Extreme cold in Toronto forced a ground stop at Pearson International Airport Tuesday morning that prevented planes from landing and sparked a domino effect at airports across Canada.
Montreal flights to and from Ottawa and the northeastern United States, including Chicago, were also affected by extreme weather in those cities.
Pearson’s ground stop ended at 10 a.m. Tuesday, but the backlog it created could take days to clear-up in certain cases.
The situation led to mass confusion at Montreal-Pierre Elliott Trudeau Airport, where hundreds of passengers contended with long line-ups as they tried to rebook flights.
Air Canada spokesperson Peter Fitzpatrick said the weather made it difficult to provide passengers with information about possible departures.

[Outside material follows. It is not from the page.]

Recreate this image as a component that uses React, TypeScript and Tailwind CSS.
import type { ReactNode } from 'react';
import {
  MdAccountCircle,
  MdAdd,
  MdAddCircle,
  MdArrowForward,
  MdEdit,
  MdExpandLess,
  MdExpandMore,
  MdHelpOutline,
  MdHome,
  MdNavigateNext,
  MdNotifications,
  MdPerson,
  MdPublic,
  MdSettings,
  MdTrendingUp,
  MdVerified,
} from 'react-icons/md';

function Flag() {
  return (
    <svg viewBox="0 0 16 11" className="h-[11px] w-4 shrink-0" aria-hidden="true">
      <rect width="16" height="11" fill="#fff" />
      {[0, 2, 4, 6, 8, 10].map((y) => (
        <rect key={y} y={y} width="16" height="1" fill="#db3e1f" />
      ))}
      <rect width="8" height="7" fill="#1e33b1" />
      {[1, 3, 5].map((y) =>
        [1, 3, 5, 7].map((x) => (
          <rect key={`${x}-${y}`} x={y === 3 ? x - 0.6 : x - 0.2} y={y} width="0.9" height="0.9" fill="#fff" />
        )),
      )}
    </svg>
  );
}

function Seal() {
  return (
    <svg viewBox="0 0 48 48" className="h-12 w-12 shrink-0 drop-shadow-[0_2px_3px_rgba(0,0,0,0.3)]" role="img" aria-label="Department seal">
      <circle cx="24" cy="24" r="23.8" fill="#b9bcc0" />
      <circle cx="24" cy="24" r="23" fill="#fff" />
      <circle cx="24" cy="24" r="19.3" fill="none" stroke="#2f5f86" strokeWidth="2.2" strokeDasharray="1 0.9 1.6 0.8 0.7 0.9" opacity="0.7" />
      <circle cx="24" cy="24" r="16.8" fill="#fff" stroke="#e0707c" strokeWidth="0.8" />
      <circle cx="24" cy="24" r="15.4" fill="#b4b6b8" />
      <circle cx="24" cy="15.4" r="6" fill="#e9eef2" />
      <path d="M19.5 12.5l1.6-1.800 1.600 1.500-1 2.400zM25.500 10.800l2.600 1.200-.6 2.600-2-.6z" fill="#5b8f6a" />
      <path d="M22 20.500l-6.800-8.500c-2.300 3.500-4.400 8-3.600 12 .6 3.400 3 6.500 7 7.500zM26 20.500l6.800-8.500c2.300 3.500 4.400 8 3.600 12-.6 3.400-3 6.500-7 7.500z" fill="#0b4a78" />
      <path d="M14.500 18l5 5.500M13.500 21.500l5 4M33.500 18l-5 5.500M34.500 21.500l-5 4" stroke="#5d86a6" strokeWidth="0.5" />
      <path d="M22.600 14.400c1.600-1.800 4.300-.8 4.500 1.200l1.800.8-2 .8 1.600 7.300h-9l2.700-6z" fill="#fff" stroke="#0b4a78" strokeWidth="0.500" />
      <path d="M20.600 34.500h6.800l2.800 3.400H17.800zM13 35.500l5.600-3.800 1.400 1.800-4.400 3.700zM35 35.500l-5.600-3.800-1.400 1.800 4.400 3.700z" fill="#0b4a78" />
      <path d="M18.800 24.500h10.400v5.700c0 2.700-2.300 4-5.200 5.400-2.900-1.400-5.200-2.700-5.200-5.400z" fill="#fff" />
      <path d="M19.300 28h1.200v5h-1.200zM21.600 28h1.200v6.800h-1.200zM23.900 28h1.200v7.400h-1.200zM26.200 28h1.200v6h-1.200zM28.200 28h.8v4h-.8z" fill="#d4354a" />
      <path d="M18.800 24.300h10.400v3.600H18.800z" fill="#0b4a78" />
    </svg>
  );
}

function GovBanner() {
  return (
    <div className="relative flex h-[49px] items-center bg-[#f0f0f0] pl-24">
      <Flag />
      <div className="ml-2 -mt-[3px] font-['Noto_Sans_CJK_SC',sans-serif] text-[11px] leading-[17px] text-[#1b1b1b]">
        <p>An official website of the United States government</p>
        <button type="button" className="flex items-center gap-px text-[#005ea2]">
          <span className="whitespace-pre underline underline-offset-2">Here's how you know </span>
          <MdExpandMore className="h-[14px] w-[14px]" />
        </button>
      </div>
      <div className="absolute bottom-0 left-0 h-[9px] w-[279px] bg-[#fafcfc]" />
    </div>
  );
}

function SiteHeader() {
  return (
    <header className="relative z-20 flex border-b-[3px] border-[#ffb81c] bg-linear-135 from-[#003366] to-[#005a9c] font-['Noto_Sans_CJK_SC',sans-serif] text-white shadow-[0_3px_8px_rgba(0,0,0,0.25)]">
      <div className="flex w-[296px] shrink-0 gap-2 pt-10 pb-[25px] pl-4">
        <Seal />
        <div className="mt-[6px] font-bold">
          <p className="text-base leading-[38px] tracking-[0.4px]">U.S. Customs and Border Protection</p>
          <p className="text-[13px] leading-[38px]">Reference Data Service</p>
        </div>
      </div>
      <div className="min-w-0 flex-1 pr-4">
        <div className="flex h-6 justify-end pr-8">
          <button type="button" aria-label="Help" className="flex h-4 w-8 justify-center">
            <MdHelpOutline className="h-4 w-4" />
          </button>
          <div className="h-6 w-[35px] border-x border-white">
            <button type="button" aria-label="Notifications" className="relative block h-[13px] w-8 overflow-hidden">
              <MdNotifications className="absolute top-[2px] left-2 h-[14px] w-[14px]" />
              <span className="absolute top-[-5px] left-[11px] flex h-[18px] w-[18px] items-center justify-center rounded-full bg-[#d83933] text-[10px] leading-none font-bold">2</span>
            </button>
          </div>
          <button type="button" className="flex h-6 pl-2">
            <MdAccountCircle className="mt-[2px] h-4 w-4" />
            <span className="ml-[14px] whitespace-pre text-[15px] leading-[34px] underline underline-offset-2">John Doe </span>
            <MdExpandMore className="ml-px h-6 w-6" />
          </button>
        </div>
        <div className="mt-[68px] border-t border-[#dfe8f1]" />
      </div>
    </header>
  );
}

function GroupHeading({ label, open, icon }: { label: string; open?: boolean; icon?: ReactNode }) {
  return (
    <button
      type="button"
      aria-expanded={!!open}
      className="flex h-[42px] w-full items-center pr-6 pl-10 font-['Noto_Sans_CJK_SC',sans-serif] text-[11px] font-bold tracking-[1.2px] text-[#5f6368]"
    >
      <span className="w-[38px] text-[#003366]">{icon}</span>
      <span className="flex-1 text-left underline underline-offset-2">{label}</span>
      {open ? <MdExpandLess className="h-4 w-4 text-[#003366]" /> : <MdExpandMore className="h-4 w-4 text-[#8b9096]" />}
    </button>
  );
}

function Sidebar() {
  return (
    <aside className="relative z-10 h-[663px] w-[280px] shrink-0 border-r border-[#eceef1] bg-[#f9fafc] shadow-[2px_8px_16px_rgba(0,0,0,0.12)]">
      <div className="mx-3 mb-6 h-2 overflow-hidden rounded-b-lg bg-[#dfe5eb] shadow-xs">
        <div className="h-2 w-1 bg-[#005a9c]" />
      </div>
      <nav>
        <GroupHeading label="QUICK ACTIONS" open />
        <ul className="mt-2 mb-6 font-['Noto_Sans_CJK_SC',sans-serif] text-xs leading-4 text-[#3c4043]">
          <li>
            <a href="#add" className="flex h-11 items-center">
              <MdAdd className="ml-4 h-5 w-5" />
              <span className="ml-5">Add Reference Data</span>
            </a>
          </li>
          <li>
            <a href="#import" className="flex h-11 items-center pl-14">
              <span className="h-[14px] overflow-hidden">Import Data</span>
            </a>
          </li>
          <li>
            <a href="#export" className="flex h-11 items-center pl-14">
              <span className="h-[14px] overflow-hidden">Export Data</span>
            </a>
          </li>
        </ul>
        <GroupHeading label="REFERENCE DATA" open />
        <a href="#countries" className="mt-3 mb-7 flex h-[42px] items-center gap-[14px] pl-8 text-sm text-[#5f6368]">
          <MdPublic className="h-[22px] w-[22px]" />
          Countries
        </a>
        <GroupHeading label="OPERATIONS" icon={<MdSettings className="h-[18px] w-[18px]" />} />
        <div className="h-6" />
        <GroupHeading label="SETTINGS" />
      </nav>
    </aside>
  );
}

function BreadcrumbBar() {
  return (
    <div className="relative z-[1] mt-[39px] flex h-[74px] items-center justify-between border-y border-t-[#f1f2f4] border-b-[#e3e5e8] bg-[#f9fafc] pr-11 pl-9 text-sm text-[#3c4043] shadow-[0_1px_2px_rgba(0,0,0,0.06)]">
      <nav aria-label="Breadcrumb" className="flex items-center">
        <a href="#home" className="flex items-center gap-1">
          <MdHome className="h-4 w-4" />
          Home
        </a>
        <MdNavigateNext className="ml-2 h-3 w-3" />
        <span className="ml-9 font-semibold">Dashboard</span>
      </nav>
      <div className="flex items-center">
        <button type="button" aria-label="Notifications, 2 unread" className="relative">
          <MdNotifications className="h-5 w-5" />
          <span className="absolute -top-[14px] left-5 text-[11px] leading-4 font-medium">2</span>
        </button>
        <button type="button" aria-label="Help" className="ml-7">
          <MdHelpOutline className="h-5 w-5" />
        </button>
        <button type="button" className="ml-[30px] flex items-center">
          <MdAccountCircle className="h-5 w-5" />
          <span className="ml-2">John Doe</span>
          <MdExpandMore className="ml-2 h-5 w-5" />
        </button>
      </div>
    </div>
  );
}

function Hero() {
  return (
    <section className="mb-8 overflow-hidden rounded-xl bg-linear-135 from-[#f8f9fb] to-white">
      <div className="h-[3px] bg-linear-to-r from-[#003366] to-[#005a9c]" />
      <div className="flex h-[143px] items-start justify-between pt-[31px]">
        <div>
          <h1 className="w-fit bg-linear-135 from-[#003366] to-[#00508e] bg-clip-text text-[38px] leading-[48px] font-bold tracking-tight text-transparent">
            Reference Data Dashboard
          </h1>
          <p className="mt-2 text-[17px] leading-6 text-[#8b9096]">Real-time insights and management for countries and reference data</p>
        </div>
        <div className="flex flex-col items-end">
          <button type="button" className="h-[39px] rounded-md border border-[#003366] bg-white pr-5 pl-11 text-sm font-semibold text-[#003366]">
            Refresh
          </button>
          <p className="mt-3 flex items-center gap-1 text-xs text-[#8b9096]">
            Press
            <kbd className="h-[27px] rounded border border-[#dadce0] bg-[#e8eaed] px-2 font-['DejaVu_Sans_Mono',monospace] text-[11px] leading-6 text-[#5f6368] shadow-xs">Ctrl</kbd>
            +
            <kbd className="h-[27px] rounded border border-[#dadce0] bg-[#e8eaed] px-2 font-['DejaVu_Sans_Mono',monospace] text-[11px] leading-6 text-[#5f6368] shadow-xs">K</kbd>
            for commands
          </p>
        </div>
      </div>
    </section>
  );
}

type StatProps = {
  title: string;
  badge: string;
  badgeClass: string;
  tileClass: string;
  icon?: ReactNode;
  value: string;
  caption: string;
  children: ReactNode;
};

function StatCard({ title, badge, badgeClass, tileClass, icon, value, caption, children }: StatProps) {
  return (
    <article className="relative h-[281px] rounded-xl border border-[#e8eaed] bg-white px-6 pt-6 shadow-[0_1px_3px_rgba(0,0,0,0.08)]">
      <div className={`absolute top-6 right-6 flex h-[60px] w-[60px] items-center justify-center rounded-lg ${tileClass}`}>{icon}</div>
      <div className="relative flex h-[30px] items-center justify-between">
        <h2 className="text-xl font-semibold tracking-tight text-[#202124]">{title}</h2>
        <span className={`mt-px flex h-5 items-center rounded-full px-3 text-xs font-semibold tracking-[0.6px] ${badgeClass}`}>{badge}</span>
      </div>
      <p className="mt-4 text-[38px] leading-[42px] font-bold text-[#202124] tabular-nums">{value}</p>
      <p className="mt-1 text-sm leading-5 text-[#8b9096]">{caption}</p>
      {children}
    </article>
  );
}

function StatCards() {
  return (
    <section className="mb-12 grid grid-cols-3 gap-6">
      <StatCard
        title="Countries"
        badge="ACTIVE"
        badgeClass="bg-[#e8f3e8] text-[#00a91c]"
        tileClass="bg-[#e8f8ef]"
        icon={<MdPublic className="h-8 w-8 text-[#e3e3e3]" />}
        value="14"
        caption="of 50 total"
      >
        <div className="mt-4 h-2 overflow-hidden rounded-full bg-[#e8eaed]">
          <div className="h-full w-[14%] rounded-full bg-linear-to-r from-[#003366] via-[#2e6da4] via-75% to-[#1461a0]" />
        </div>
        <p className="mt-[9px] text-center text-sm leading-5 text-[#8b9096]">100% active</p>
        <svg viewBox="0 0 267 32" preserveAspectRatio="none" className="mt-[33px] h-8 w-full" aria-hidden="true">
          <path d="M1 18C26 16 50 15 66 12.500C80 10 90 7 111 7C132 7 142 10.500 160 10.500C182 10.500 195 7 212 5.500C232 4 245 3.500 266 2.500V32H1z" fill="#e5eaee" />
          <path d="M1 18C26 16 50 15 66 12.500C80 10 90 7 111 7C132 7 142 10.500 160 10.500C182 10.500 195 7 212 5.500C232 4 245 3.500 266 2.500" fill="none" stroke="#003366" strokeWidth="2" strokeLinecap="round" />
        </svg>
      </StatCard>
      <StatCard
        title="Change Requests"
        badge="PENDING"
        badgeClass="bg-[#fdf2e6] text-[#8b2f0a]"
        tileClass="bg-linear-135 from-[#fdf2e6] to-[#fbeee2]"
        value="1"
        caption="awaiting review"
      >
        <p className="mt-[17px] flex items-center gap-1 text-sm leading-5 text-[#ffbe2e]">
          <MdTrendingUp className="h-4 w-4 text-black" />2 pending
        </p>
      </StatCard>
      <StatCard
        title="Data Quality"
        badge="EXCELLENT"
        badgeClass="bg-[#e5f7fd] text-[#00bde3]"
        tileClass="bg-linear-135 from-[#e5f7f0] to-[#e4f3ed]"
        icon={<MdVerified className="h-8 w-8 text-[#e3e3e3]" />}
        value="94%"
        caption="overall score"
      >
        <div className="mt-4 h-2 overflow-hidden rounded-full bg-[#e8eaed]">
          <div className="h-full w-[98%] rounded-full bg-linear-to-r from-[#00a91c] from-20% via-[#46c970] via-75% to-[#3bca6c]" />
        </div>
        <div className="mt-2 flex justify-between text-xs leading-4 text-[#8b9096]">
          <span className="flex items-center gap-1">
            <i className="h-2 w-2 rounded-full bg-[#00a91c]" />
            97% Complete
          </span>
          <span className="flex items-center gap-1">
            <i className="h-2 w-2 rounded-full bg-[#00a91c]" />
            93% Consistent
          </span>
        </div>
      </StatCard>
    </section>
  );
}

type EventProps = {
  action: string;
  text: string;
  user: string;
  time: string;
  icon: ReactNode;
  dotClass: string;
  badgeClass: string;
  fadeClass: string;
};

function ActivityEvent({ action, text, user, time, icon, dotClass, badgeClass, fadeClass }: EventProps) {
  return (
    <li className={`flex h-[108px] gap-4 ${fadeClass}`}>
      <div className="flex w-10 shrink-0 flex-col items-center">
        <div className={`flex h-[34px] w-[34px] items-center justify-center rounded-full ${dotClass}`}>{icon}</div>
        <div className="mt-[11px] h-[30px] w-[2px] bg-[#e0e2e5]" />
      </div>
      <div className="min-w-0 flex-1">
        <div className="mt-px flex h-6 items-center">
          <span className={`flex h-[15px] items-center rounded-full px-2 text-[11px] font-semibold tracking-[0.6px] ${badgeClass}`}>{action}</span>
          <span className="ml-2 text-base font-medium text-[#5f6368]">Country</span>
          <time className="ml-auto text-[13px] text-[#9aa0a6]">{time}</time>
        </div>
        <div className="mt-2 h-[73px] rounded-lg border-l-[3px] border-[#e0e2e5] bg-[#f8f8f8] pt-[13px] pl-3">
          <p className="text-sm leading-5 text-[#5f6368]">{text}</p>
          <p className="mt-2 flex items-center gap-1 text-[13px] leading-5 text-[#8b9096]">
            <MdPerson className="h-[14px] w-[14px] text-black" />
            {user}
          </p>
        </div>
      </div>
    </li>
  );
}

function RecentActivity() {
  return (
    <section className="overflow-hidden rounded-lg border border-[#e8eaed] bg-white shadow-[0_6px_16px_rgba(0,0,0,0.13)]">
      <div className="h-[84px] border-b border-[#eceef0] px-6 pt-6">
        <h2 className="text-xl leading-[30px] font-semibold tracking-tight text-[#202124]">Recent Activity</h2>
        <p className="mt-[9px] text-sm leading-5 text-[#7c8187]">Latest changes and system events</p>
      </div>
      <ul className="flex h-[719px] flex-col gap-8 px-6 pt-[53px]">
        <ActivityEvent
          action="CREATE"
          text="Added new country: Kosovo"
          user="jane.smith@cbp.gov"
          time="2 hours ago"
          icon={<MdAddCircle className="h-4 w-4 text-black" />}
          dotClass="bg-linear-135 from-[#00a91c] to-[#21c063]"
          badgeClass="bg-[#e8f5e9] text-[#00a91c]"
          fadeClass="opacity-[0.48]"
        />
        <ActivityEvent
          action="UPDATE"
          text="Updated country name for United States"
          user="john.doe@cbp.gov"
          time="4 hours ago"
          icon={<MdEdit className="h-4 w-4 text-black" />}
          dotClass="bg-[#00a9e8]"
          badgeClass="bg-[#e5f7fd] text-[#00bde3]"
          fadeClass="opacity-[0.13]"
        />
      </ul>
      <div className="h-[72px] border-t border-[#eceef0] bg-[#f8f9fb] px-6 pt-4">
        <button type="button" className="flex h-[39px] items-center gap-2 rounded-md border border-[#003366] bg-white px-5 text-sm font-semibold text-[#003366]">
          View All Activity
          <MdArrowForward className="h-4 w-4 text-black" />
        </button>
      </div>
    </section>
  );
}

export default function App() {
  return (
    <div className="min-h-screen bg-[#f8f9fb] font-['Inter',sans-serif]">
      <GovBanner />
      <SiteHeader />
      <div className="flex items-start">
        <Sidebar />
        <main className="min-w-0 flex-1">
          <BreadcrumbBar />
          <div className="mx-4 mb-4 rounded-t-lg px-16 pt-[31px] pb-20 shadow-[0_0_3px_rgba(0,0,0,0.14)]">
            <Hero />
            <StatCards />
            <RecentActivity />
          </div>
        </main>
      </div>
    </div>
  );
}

"We know they want to get on their way. We also know they want to travel safely and that's our priority.We are going to move them. But only once we can do so safely," he said.
Traveller Tom Court spoke with CBC News and said it could be a couple of days before he and his family can get a flight out of Montreal to Calgary.
"It's not looking good, but that's what you've got to live with. It's Canada, it's what we deal with," he said.
Passengers’ saga ends
There was some relief amid the frustration as close to 400 passengers of two CanJet flights from Cuba finally made it home after being stuck on the tarmac in Fredericton for nearly six hours yesterday.
Freezing rain in Montreal on Sunday night saw the flights diverted to Fredericton International Airport, where a lack of customs agents prevented the passengers from leaving the planes. Passengers had to wait onboard for six hours before they were finally allowed to leave the planes and given hotel rooms.
Passenger Marie-Soleil Diorio, who was travelling with her husband and four children, said the wait was excruciating.
“It had been about 24 hours since we had eaten,” she told CBC News.
She said passengers stuck on her plane were given little information about what was happening.
“We would have liked to have more communication, we had no idea what was going on, when we would be able to get out,” she said.